Carell’s transformation into duPont is so complete that it’s easy to overlook Tatum, who delivers the most subtle and refined performance of his career. Tatum is famous for his muscular physique (see Magic Mike for more on that), but as Mark Schultz, he is somehow more hulking, more masculine than ever. Everything is changed, from the way he scarfs his food to the way he stalks more than he walks. Tatum’s true success, though, is showcasing this caveman’s emotional vulnerability. Tatum told the audience, “The real Mark Schultz, in real life, is one of the most emotional people I’ve ever met. The circumstances he was in were a tinderbox for that.” He masterfully embodies this weight of emotion struggling under a hypermasculine restraint. You can read on his face Schultz’s desire to do his best, to turn his life around, to earnestly connect with another human being. His struggle with his inability to vocalize these feelings is the foundation of Tatum’s performance.

Tatum’s extensive preparation for the role began when he was approached seven years ago. “I was much younger and I was just starting as an actor. I didn’t understand and was scared of the darkness of the script. I didn’t say yes until I met Bennett, who helped me see the story in a new light.” The work of preparing to play a wrestler was physically taxing, as well. “I had no idea how hard wrestling was. I’ve done martial arts my whole life. Wrestling is the only sport with no resting. It’s a claustrophobic, painful sport.”

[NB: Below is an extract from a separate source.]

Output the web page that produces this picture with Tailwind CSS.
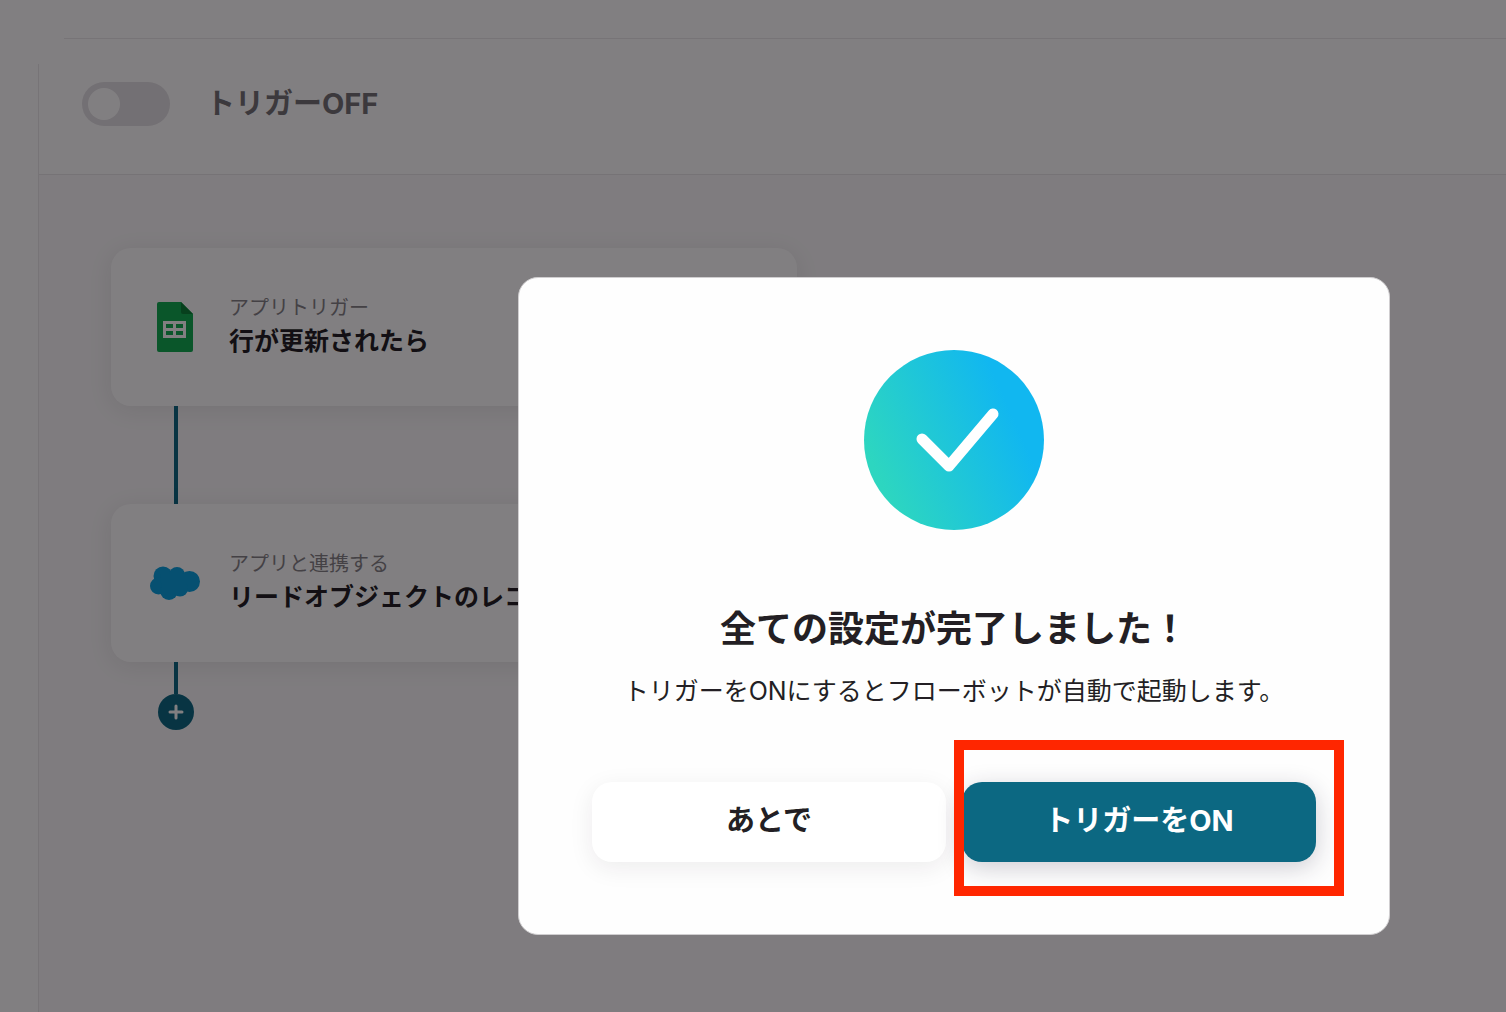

It’s worth remarking on Foxcatcher’s minimalist score, which also highlights what isn’t there. A lack of musical accompaniment in many scenes emphasizes the characters’ failure to communicate clearly to each other. Without music, it’s particularly noticeable when they stumble through sentences and struggle to find the right words. When asked about improvising in scenes, Tatum said, “It helped me not settle into the words, not get complacent and comfortable.” Mark Schultz struggles with public speaking twice in the film – a literal failure to communicate. And then, to echo these failures, all at once the music returns. The volume swells so loud that we’re unable to hear the characters’ dialogue. We can see them talking, but we can’t hear the words. Miller’s sound design emphasizes the inefficiency of human language to convey meaning.

It's possible that audiences won’t like Foxcatcher because they’ll walk in expecting a traditional sports film, a normal biopic; that they’ll want Tatum to be stunningly handsome and Carell to be goofily funny.  None of these things are true.  Foxcatcher is one of the few sports movies that is also an art film. It’s complex and challenging; by leaving so much unsaid, it forces audiences to think about it and engage with it on a higher level. Ultimately, it could be a very polarizing film. That’s a good thing – polarizing means it makes strong choices. Whatever Foxcatcher does, it doesn’t pander.

The discussion following the screening ended with the question on everybody’s mind: Why did duPont do it? “I think we’ll never know,” said Tatum. Carell astutely replied, “It’s one of those situations where you don’t expect something to happen, but you’re not surprised when it does.” The film doesn’t offer an answer. Once again, its power comes from what it doesn’t say.